В трагедии Николая Полевого «Уголино» Нино, которого играл Каратыгин, должен схватить за шею Гонзаго (эту роль исполнял постоянный партнер Каратыгина Максимов), чтобы кое-что у него выпытать. В одном из спектаклей Василий Андреевич так схватил бедного Гонзаго за горло, что тот посинел и начал хрипеть… Суфлер вынужден был «подсказать» Нино фразу: «Василий Андреевич, вы задушите Максимова». «В какой-то трагедии, — пишет Юрий Карлович Арнольд, — Василий Андреевич с кинжалом в руках бросается к актрисе Копыловой, та вскрикивает, падает в кресла — и в ту же минуту лиф ее платья обливается кровью… Занавес опускается, хотя акт не был еще кончен».

В 1853 году скончался Яков Брянский. На его похоронах Каратыгин простудился. Он слишком легкомысленно отнесся с своему недомоганию, продолжал играть, ему становилось все хуже и спустя некоторое время он умер. Его хоронил весь Петербург. Необозримая толпа народа стояла по обеим сторонам линий Васильевского острова, по которым в полном безмолвии, в торжественной тишине двигалась похоронная процессия.

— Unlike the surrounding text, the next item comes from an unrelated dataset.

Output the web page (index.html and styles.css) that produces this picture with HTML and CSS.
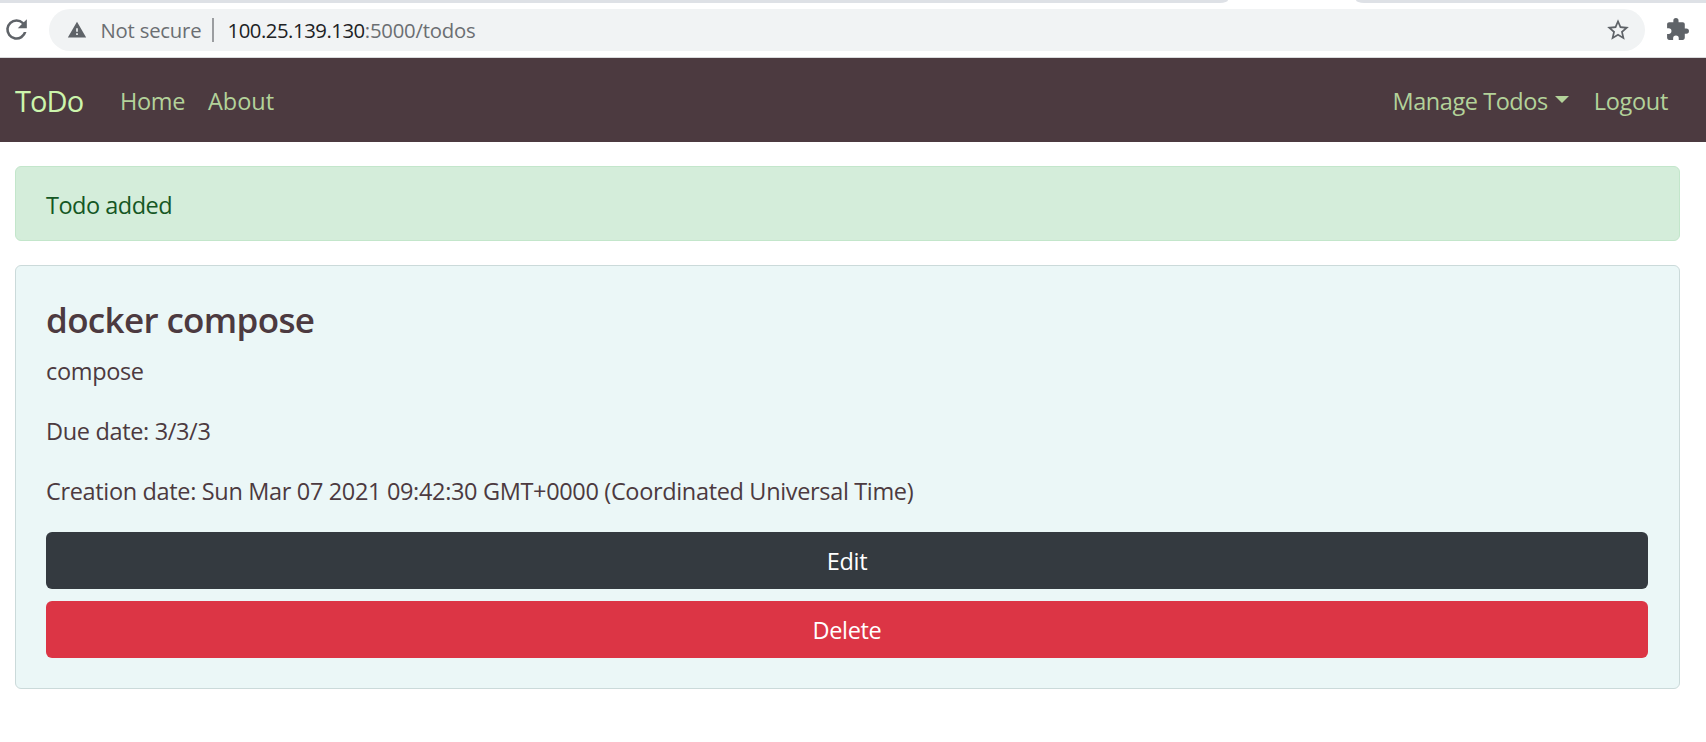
FILE: index.html
```html
<!DOCTYPE html>
<html lang="en">
<head>
<meta charset="utf-8">
<title>ToDo</title>
<link rel="stylesheet" href="styles.css">
</head>
<body>
<header class="browser">
  <div class="tabs"><span class="tab-edge tab-edge-left"></span><span class="tab-edge tab-edge-right"></span></div>
  <div class="toolbar">
    <svg class="reload" viewBox="0 0 24 24"><path d="M17.65 6.35A7.95 7.95 0 0 0 12 4a8 8 0 1 0 7.73 10h-2.08A6 6 0 1 1 12 6c1.66 0 3.14.69 4.22 1.78L13 11h7V4z"/></svg>
    <div class="address">
      <svg class="warning" viewBox="0 0 24 24"><path d="M1 21h22L12 2zm12-3h-2v-2h2zm0-4h-2v-4h2z"/></svg>
      <span class="status">Not secure</span>
      <span class="divider"></span>
      <span class="url"><span class="host">100.25.139.130</span><span class="path">:5000/todos</span></span>
      <svg class="star" viewBox="0 0 24 24"><path d="M22 9.24l-7.19-.62L12 2 9.19 8.63 2 9.24l5.46 4.73L5.82 21 12 17.27 18.18 21l-1.63-7.03zM12 15.4l-3.76 2.27 1-4.28-3.32-2.88 4.38-.38L12 6.1l1.71 4.04 4.38.38-3.32 2.88 1 4.28z"/></svg>
    </div>
    <svg class="puzzle" viewBox="0 0 24 24"><path d="M20.5 11H19V7c0-1.1-.9-2-2-2h-4V3.500a2.500 2.500 0 0 0-5 0V5H4c-1.100 0-1.990.900-1.990 2v3.800H3.500a2.700 2.700 0 0 1 0 5.400H2V20c0 1.100.900 2 2 2h3.800v-1.500a2.700 2.700 0 0 1 5.400 0V22H17c1.100 0 2-.900 2-2v-4h1.500a2.500 2.500 0 0 0 0-5z"/></svg>
  </div>
</header>
<nav class="navbar">
  <a class="brand">ToDo</a>
  <a class="nav-link home">Home</a>
  <a class="nav-link about">About</a>
  <a class="nav-link manage">Manage Todos</a>
  <span class="caret"></span>
  <a class="nav-link logout">Logout</a>
</nav>
<main class="content">
  <div class="alert">Todo added</div>
  <section class="card">
    <h4 class="title">docker compose</h4>
    <p class="text">compose</p>
    <p class="text due">Due date: 3/3/3</p>
    <p class="text created">Creation date: Sun Mar 07 2021 09:42:30 GMT+0000 (Coordinated Universal Time)</p>
    <a class="btn btn-dark">Edit</a>
    <a class="btn btn-danger">Delete</a>
  </section>
</main>
</body>
</html>
```
FILE: styles.css
```css
* { box-sizing: border-box; }
body {
  margin: 0;
  height: 742px;
  overflow: hidden;
  background: #fff;
  color: #4c3a40;
  font: 23.5px/36px "Open Sans", "Noto Sans", sans-serif;
  letter-spacing: -0.34px;
}
.browser { height: 58px; border-bottom: 1px solid #d9dadc; }
.tabs { display: flex; justify-content: space-between; height: 3px; }
.tab-edge { background: #dee1e6; }
.tab-edge-left { width: 1228px; border-bottom-right-radius: 8px 3px; }
.tab-edge-right { width: 350px; border-bottom-left-radius: 8px 3px; }
.toolbar { display: flex; padding-top: 6px; height: 54px; }
.toolbar svg { flex: none; fill: #5f6368; }
.reload { width: 31px; height: 31px; margin: 5px 17px 0 1px; }
.address {
  display: flex;
  align-items: center;
  width: 1596px;
  height: 42px;
  border-radius: 21px;
  background: #f1f3f4;
  font-size: 20.3px;
  letter-spacing: -0.2px;
  color: #6b6e72;
  white-space: nowrap;
}
.warning { width: 20px; height: 20px; margin-left: 17.5px; }
.status { width: 111px; margin-left: 14px; }
.divider { width: 2px; height: 24px; background: #9b9da0; }
.url { margin-left: 14px; }
.host { color: #202124; letter-spacing: -0.45px; }
.star { width: 26px; height: 26px; margin: 0 14px 0 auto; }
.puzzle { width: 25px; height: 25px; margin: 8px 0 0 20px; }
.navbar {
  display: flex;
  align-items: center;
  height: 84px;
  padding: 2px 38px 0 15px;
  background: #4c3a40;
  white-space: nowrap;
}
.brand { width: 105px; color: #ccf5ac; font-size: 29px; letter-spacing: -0.9px; }
.nav-link { color: #b3d29a; }
.home { width: 88px; }
.about { letter-spacing: 0; }
.manage { margin-left: auto; letter-spacing: -0.45px; }
.logout { letter-spacing: -0.3px; }
.caret {
  margin: -3px 25px 0 7px;
  border: 7px solid transparent;
  border-top-color: #b3d29a;
  border-bottom: 0;
}
.content { padding: 24px 26px 0 15px; }
.alert {
  height: 75px;
  padding: 20px 30px;
  border: 1px solid #c3e6cb;
  border-radius: 6px;
  background: #d4edda;
  color: #155724;
  letter-spacing: -0.5px;
}
.card {
  height: 424px;
  margin-top: 24px;
  padding: 32px 31px 28px 30px;
  border: 1px solid #cbdada;
  border-radius: 6px;
  background: #ebf7f7;
}
.title { margin: 0 0 12px; font-size: 35px; font-weight: 600; line-height: 43px; letter-spacing: -0.65px; }
.text { margin: 0 0 24px; white-space: nowrap; }
.created { margin-bottom: 23px; }
.btn {
  display: block;
  height: 57px;
  border-radius: 6px;
  color: #fff;
  line-height: 58px;
  text-align: center;
}
.btn-dark { margin-bottom: 12px; background: #343a40; }
.btn-danger { background: #dc3545; }
```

Ф. Г. Карин (1730-е — ок.1800)

Друг поэта Ефима Кострова, поэт и переводчик Федор Григорьевич Карин в молодости служил в гвардии, славился ловкостью и остроумием, был известен как ярый поклонник Вольтера и Дидро, и привязанность свою сохранил до конца жизни. Под старость Карин не покидал колпака и костюма, в котором ходил фернейский философ.

Выйдя в отставку, Карин поселился в Москве, между Петровкою и Дмитровкою, близ церкви Рождества в Столпниках, и зажил барином, заслужив прозвище «московский сибарит». Он владел семью тысячами крестьян, и в отъезжие поля во Владимирское поместье за Кариным тянулся обоз с винами и со всеми роскошными причудами богатого помещика. У него был целый полк нарядных егерей, псарей и стрелков и большие стаи гончих и борзых собак. За борзых он плачивал по тысяче и более рублей. На охоту к нему стекались со всех сторон приятели, а пиршества на его охоте не уступали пирам древних азиатских сатрапов.